Die Vergangenheit hat in Hietzing eine Zukunft
Schüler engagieren sich gegen das Vergessen
"Geschichtsmosaik" nennt sich ein neues Projekt, bei dem Schüler Erinnerungen von Zeitzeugen bewahren.
HIETZING. "Wussten Sie, dass während des Zweiten Weltkrieges die Straßenbahnen in Hietzing mit blau eingefärbten Lampen unterwegs waren?" Mit dieser doch nicht alltäglichen Information überraschte Phillip Heimer gleich zu Beginn des Interviews.
Phillip Heimer ist Schulsprecher des BG 13 Fichtnergasse und als solcher engagiert er sich gemeinsam mit rund 25 Mitschülern für das Projekt "Geschichtsmosaik". "Wir treffen uns mit älteren Menschen im Bezirk und reden mit ihnen über ihren Alltag während des Krieges und in der Nachkriegszeit.
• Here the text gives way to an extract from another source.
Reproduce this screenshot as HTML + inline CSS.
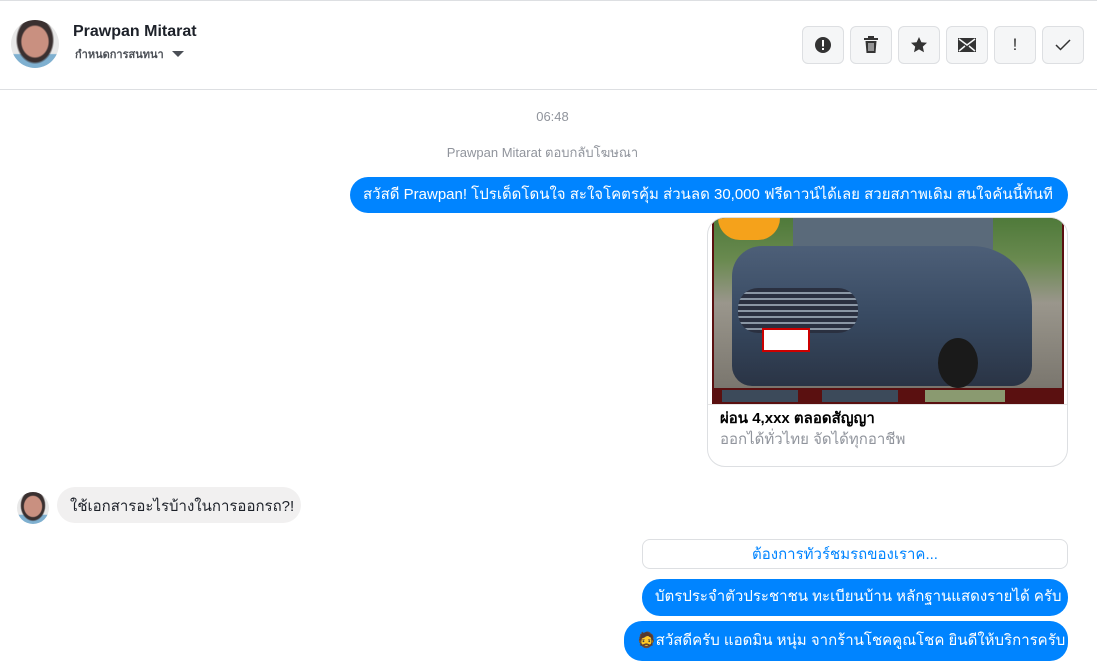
<!DOCTYPE html>
<html><head><meta charset="utf-8"><style>
*{margin:0;padding:0;box-sizing:border-box}
body{width:1097px;height:654px;overflow:hidden;background:#fff;font-family:"Liberation Sans","Noto Sans CJK SC",sans-serif;position:relative}
.a{position:absolute}
.btn{position:absolute;top:26px;width:42px;height:38px;background:#f5f6f7;border:1px solid #dddfe2;border-radius:6px;display:flex;align-items:center;justify-content:center}
.bub{position:absolute;background:#0084ff;color:#fff;font-size:15px;border-radius:18px;padding:0 13px 3px;display:flex;align-items:center;white-space:nowrap}
.av{background:radial-gradient(ellipse 30% 35% at 50% 45%,#c99080 0 90%,transparent 100%),radial-gradient(ellipse 40% 50% at 50% 42%,#3a3030 0 90%,transparent 100%),linear-gradient(180deg,#e8e8e8 0 70%,#7fb0d0 72%)}
</style></head><body>
<div class="a" style="left:0;top:0;width:1097px;height:1px;background:#dddfe2"></div>
<div class="a" style="left:0;top:89px;width:1097px;height:1px;background:#dddfe2"></div>
<div class="a av" style="left:11px;top:20px;width:48px;height:48px;border-radius:50%"></div>
<div class="a" style="left:73px;top:23px;font-size:16px;font-weight:bold;color:#1d2129">Prawpan Mitarat</div>
<div class="a" style="left:75px;top:45px;font-size:11px;color:#4b4f56;font-weight:bold">กำหนดการสนทนา</div>
<div class="a" style="left:172px;top:51px;width:0;height:0;border-left:6px solid transparent;border-right:6px solid transparent;border-top:6px solid #4b4f56"></div>

<div class="btn" style="left:802px"><svg width="18" height="18" viewBox="0 0 18 18"><circle cx="9" cy="9" r="8" fill="#333"/><rect x="8" y="4" width="2" height="6.5" fill="#fff"/><rect x="8" y="12" width="2" height="2" fill="#fff"/></svg></div>
<div class="btn" style="left:850px"><svg width="16" height="18" viewBox="0 0 16 18"><rect x="1" y="2" width="14" height="2" fill="#333"/><rect x="5" y="0" width="6" height="2" fill="#333"/><path d="M2.5 5h11l-1 12h-9z" fill="#333"/><path d="M6 7v8M8 7v8M10 7v8" stroke="#f5f6f7" stroke-width="1"/></svg></div>
<div class="btn" style="left:898px"><svg width="18" height="18" viewBox="0 0 18 18"><path d="M9 1l2.4 5.2 5.6.6-4.2 3.8 1.2 5.6L9 13.4 4 16.2l1.2-5.6L1 6.8l5.6-.6z" fill="#333"/></svg></div>
<div class="btn" style="left:946px"><svg width="18" height="14" viewBox="0 0 18 14"><rect x="0" y="0" width="18" height="14" fill="#333"/><path d="M1 1l8 6 8-6M1 13l6-5M17 13l-6-5" stroke="#f5f6f7" stroke-width="1.5" fill="none"/></svg></div>
<div class="btn" style="left:994px;font-size:17px;color:#333">!</div>
<div class="btn" style="left:1042px"><svg width="16" height="12" viewBox="0 0 16 12"><path d="M1 6l4.5 4.5L15 1" stroke="#333" stroke-width="1.5" fill="none"/></svg></div>

<div class="a" style="left:0;width:1105px;top:109px;text-align:center;font-size:13px;color:#90949c">06:48</div>
<div class="a" style="left:0;width:1085px;top:142px;text-align:center;font-size:13px;color:#90949c">Prawpan Mitarat ตอบกลับโฆษณา</div>

<div class="bub" style="left:350px;top:177px;width:718px;height:36px">สวัสดี Prawpan! โปรเด็ดโดนใจ สะใจโคตรคุ้ม ส่วนลด 30,000 ฟรีดาวน์ได้เลย สวยสภาพเดิม สนใจคันนี้ทันที</div>

<div class="a" style="left:707px;top:217px;width:361px;height:250px;border:1px solid #dddfe2;border-radius:18px;overflow:hidden">
 <div class="a" style="left:4px;top:0;width:352px;height:186px;background:#5a1010"></div>
 <div class="a" style="left:6px;top:0;width:348px;height:170px;background:linear-gradient(180deg,#4f7a3a 0%,#6a8a50 25%,#9a968c 50%,#7a766e 100%)"></div>
 <div class="a" style="left:85px;top:0;width:200px;height:40px;background:#5a6a7a;border-radius:0 0 10px 10px"></div>
 <div class="a" style="left:24px;top:28px;width:300px;height:140px;border-radius:30px 60px 20px 20px;background:linear-gradient(180deg,#4d5f78 0%,#384a62 50%,#2a3445 100%)"></div>
 <div class="a" style="left:30px;top:70px;width:120px;height:45px;border-radius:20px;background:repeating-linear-gradient(180deg,#2a3040 0 4px,#8a96a4 4px 6px)"></div>
 <div class="a" style="left:10px;top:0;width:62px;height:22px;border-radius:0 0 30px 30px;background:#f5a21b"></div>
 <div class="a" style="left:54px;top:110px;width:48px;height:24px;background:#fff;border:2px solid #c00"></div>
 <div class="a" style="left:230px;top:120px;width:40px;height:50px;border-radius:50%;background:#1a1a1a"></div>
 <div class="a" style="left:12px;top:170px;width:80px;height:16px;background:#3c4a5a;border:2px solid #5a1010"></div>
 <div class="a" style="left:112px;top:170px;width:80px;height:16px;background:#3c4a5a;border:2px solid #5a1010"></div>
 <div class="a" style="left:215px;top:170px;width:84px;height:16px;background:#8a9a70;border:2px solid #5a1010"></div>
 <div class="a" style="left:0;top:186px;width:361px;height:1px;background:#e5e5e5"></div>
 <div class="a" style="left:12px;top:188px;font-size:15px;font-weight:bold;color:#000">ผ่อน 4,xxx ตลอดสัญญา</div>
 <div class="a" style="left:12px;top:209px;font-size:15px;color:#90949c">ออกได้ทั่วไทย จัดได้ทุกอาชีพ</div>
</div>

<div class="a av" style="left:17px;top:492px;width:32px;height:32px;border-radius:50%"></div>
<div class="a" style="left:57px;top:487px;width:244px;height:36px;border-radius:18px;background:#f1f0f0;font-size:15px;color:#1d2129;padding:7px 13px;white-space:nowrap">ใช้เอกสารอะไรบ้างในการออกรถ?!</div>

<div class="a" style="left:642px;top:539px;width:426px;height:30px;border:1px solid #dddfe2;border-radius:8px;text-align:center;color:#0084ff;font-size:15px;padding-top:2px;padding-right:20px">ต้องการทัวร์ชมรถของเราค...</div>

<div class="bub" style="left:642px;top:579px;width:426px;height:37px">บัตรประจำตัวประชาชน ทะเบียนบ้าน หลักฐานแสดงรายได้ ครับ</div>
<div class="bub" style="left:624px;top:621px;width:444px;height:40px;padding-left:13px">🧔สวัสดีครับ แอดมิน หนุ่ม จากร้านโชคคูณโชค ยินดีให้บริการครับ</div>
</body></html>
Diese Erinnerungen wollen wir bewahren und dokumentieren", erklärt er das Ziel, das er in seiner Freizeit und unentgeltlich verfolgt.
Der eigentliche Initiator des Projektes ist Andreas Schöll, der Bezirksobmann der ÖVP Hietzing. Doch das "Geschichtsmosaik", so betont er, solle nicht politisch verstanden oder instrumentalisiert werden. "Es geht dabei um die Zeitzeugen, um die Menschen. Es war für mich klar, dass dieses Projekt nur überparteilich funktionieren kann. Also habe ich mich an die Bezirksakademie gewandt, unter deren Leitung es nun umgesetzt wird."
Als erster und bisher noch einziger Partner konnte das BG 13 Fichtnergasse gewonnen werden, deren Direktorin Ulrike Reh-Altenaichinger von Anfang an davon begeistert war: "Ich finde die Idee ausgesprochen gelungen. Wir wissen zwar viel über die schreckliche Zeit des Nationalsozialismus, aber meist beschränkt man sich dabei auf den Krieg selbst. Aber auch die Erinnerungen an den Alltag dürfen nicht verloren gehen."
Persönliche Erfahrungen
Für die Schüler selbst ist es mehr als nur ein Projekt: Es sei auch eine Begegnung mit der eigenen Vergangenheit, wie es Phillip Heimer ausdrückt. "Ich habe selbst zwei Großeltern, die den Krieg miterlebt haben. Gesprochen haben sie darüber aber nie. Durch die Gespräche mit anderen Zeitzeugen kann ich das jetzt viel besser nachvollziehen." Sein aufrichtiges Interesse wird ihm von seinen Gesprächspartnern aber auch gedankt. "Am Anfang sind viele der Zeitzeugen etwas zurückhaltend. Wenn sie aber merken, dass junge Menschen sich wirklich für ihr Leben interessieren, tauen sie auf und können die spannendsten Geschichten erzählen", fasst der Schüler seine bisherigen Erfahrungen zusammen.
Das Vertrauen geht sogar so weit, dass die Schüler nicht mehr nur Erinnerungen sammeln, sondern auch materielle Zeugnisse aus dieser Zeit, die ihnen anvertraut werden. So finden sich in einer Vitrine in der Schule bereits diverse Essensmarken und andere Gegenstände des längst vergangenen Alltags.
Die Direktorin ist auf ihre Schüler stolz: "Ich finde, dass ihr Engagement gut zu uns als familienfreundlichen Bezirk passt und die Themen Familie und Zusammenhalt gut dokumentiert." Noch ist das Projekt auf Hietzing beschränkt, aber Andreas Schöll hofft, dass sich bald auch andere Bezirke beteiligen werden.